The inclusion of a nonce/challenge (and other chosen-text and offline-attack mitigations) helps with a lot of security flaws, and that you've omitted them for no clear reason undermines your position as creator of a novel protocol.

As a trivial example, imagine that someone else comes up with a protocol that uses a signed current-date to authorise a bank transfer; as it's not distinguishable from your protocol, there would be many avenues for tricking a user into providing you with the ability to steal their money.

In responses elsewhere in the thread, you say that users should have a public key per website, but in your readme, you repeatedly imply that users have a single key-pair. "Register your base64 encoded public Ed25519 key with the website." "Use your private Ed25519 key to sign the current Unix Epoch Time" "Websites store the users' public keys."

Requiring users to keep generating keys and manage them manually introduces insecurity through non-compliance. It's not simple if you've got to manage something that behaves entirely like a local password database.

You say elsewhere "The demo website and the github repo contain this information" - but the demo website has no descriptive text (can you perhaps provide a link?) and the readme barely mentions threat models or goals. How do you prevent MitM attacks? Can your design support multi-party authentication or delegation of any kind?

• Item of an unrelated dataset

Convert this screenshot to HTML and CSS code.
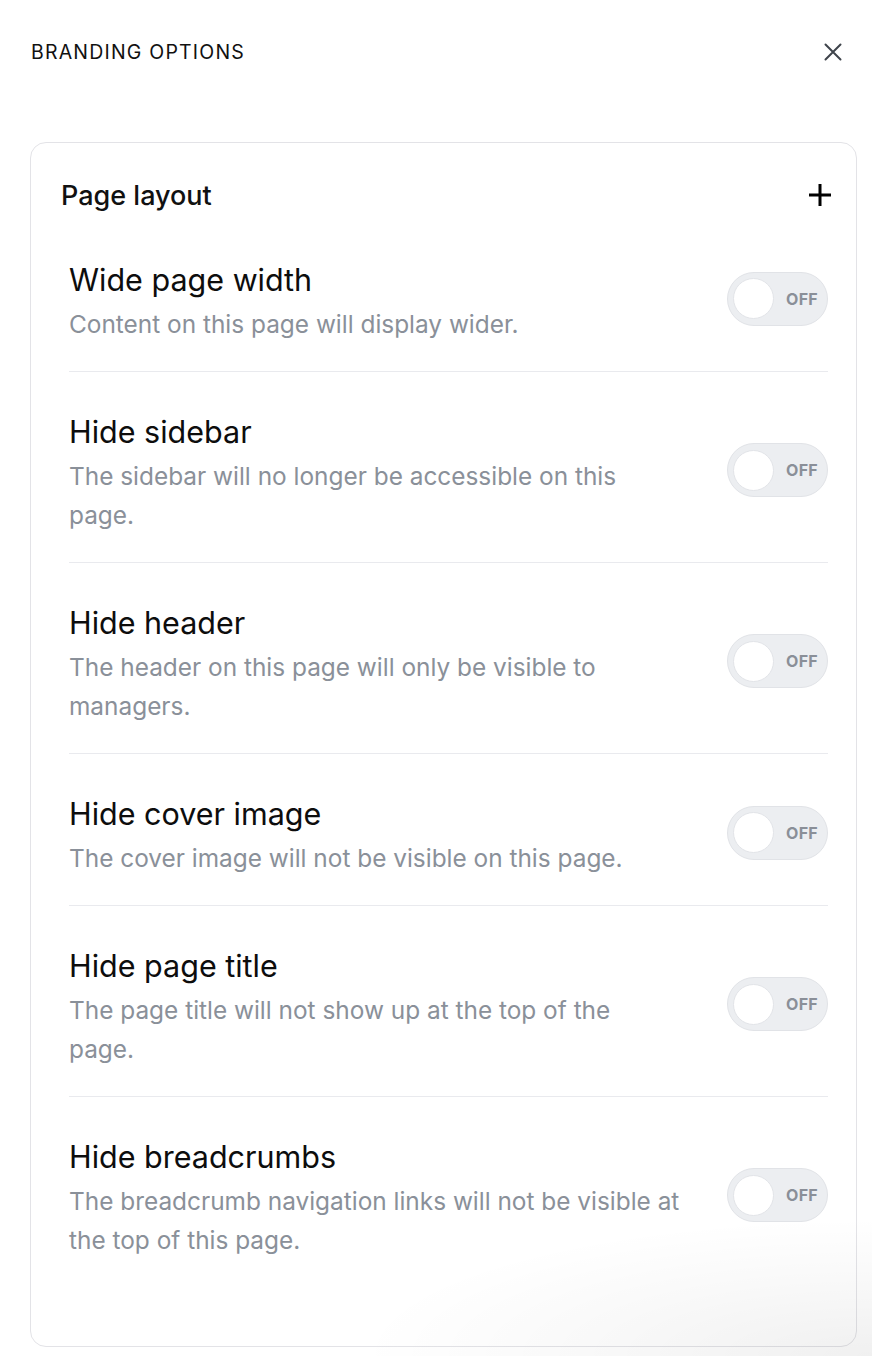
FILE: index.html
```html
<!DOCTYPE html>
<html lang="en">
<head>
<meta charset="utf-8">
<title>Branding options</title>
<link rel="stylesheet" href="styles.css">
</head>
<body>
<div class="panel">
  <header class="panel-header">
    <h1 class="panel-title">BRANDING OPTIONS</h1>
    <button class="icon-btn close-btn" aria-label="Close">
      <svg width="18" height="18" viewBox="0 0 18 18" fill="none" stroke="#3f444b" stroke-width="2" stroke-linecap="round"><path d="M1.5 1.5 L16.5 16.5 M16.5 1.5 L1.5 16.5"/></svg>
    </button>
  </header>

  <section class="card">
    <div class="card-header">
      <h2 class="card-title">Page layout</h2>
      <button class="icon-btn add-btn" aria-label="Add">
        <svg width="24" height="24" viewBox="0 0 24 24" fill="none" stroke="#000" stroke-width="3" stroke-linecap="butt"><path d="M12 1 V23 M1 12 H23"/></svg>
      </button>
    </div>

    <ul class="options">
      <li class="option">
        <div class="option-text">
          <div class="option-title">Wide page width</div>
          <div class="option-desc">Content on this page will display wider.</div>
        </div>
        <div class="toggle"><span class="knob"></span><span class="toggle-label">OFF</span></div>
      </li>
      <li class="option">
        <div class="option-text">
          <div class="option-title">Hide sidebar</div>
          <div class="option-desc">The sidebar will no longer be accessible on this<br>page.</div>
        </div>
        <div class="toggle"><span class="knob"></span><span class="toggle-label">OFF</span></div>
      </li>
      <li class="option">
        <div class="option-text">
          <div class="option-title">Hide header</div>
          <div class="option-desc">The header on this page will only be visible to<br>managers.</div>
        </div>
        <div class="toggle"><span class="knob"></span><span class="toggle-label">OFF</span></div>
      </li>
      <li class="option">
        <div class="option-text">
          <div class="option-title">Hide cover image</div>
          <div class="option-desc">The cover image will not be visible on this page.</div>
        </div>
        <div class="toggle"><span class="knob"></span><span class="toggle-label">OFF</span></div>
      </li>
      <li class="option">
        <div class="option-text">
          <div class="option-title">Hide page title</div>
          <div class="option-desc">The page title will not show up at the top of the<br>page.</div>
        </div>
        <div class="toggle"><span class="knob"></span><span class="toggle-label">OFF</span></div>
      </li>
      <li class="option">
        <div class="option-text">
          <div class="option-title">Hide breadcrumbs</div>
          <div class="option-desc">The breadcrumb navigation links will not be visible at<br>the top of this page.</div>
        </div>
        <div class="toggle"><span class="knob"></span><span class="toggle-label">OFF</span></div>
      </li>
    </ul>
  </section>
</div>
<div class="fade"></div>
</body>
</html>
```

FILE: styles.css
```css
* { box-sizing: border-box; }

html, body {
  margin: 0;
  padding: 0;
  background: #ffffff;
}

body {
  font-family: Inter, "Noto Sans", "Liberation Sans", sans-serif;
  color: #111111;
  width: 872px;
  min-height: 1356px;
  position: relative;
  overflow: hidden;
}

.panel {
  padding: 30px 15px 0 30px;
}

.panel-header {
  display: flex;
  align-items: center;
  justify-content: space-between;
  height: 44px;
  padding-left: 1px;
  margin-bottom: 68px;
}

.panel-title {
  margin: 0;
  font-size: 19.5px;
  font-weight: 400;
  letter-spacing: 1.2px;
  color: #111;
}

.icon-btn {
  border: 0;
  background: none;
  padding: 0;
  display: flex;
  align-items: center;
  justify-content: center;
  cursor: pointer;
}

.close-btn {
  margin-right: 15px;
}

.card {
  border: 1px solid #e3e3e7;
  border-radius: 16px;
  height: 1205px;
  padding: 36px 25px 0 30px;
}

.card-header {
  display: flex;
  align-items: center;
  justify-content: space-between;
  height: 32px;
  margin-bottom: 9px;
}

.card-title {
  margin: 0;
  font-size: 27px;
  font-weight: 500;
  color: #111;
}

.add-btn {
  margin-right: -1px;
}

.options {
  list-style: none;
  margin: 0;
  padding: 0 3px 0 8px;
}

.option {
  display: flex;
  align-items: center;
  justify-content: space-between;
  gap: 30px;
  padding: 42px 0 27px;
  border-bottom: 1px solid #e9eaee;
}

.option:last-child {
  border-bottom: 0;
}

.option-text {
  flex: 1;
  min-width: 0;
}

.option-title {
  font-size: 30.5px;
  line-height: 36px;
  font-weight: 400;
  color: #0d0d0d;
  margin-bottom: 7px;
}

.option-desc {
  font-size: 24.4px;
  line-height: 39px;
  color: #8a9099;
  white-space: nowrap;
}

.toggle {
  flex: none;
  width: 101px;
  height: 54px;
  border-radius: 27px;
  background: #eceef1;
  border: 1px solid #e1e3e7;
  display: flex;
  align-items: center;
  padding: 0 10px 0 5px;
  margin-bottom: 9px;
  gap: 12px;
}

.knob {
  width: 41px;
  height: 41px;
  border-radius: 50%;
  background: #ffffff;
  border: 1px solid #e2e4e8;
  flex: none;
}

.toggle-label {
  font-size: 16px;
  font-weight: 700;
  color: #8a8f98;
  letter-spacing: 0.3px;
}

.fade {
  position: absolute;
  right: 0;
  bottom: 0;
  width: 520px;
  height: 140px;
  pointer-events: none;
  background: radial-gradient(ellipse at 100% 100%, rgba(0,0,0,0.06) 0%, rgba(0,0,0,0.025) 40%, rgba(0,0,0,0) 70%);
}
```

I have no experience with WebAuthn, but it's likely that a lot of its features are to improve security in many ways, and omitting these features might make things easier at request-protocol level, but perhaps just simplistic overall.

You say you're trying to facilitate a conversation, but the proposal is so basic that you're effectively asking people to create a useful protocol for you.

1 comments

You might want to look at webauthn since you say you’re unfamiliar. It’s not much more than a signed nonce with relying party domain name. It actually isn't that complicated. I don’t feel like the author is asking people to implement a protocol for them. They just maybe could have done some research into why WebAuthn has the complexities it does and presented a compelling argument in the readme for why they think they’re overkill or not necessary.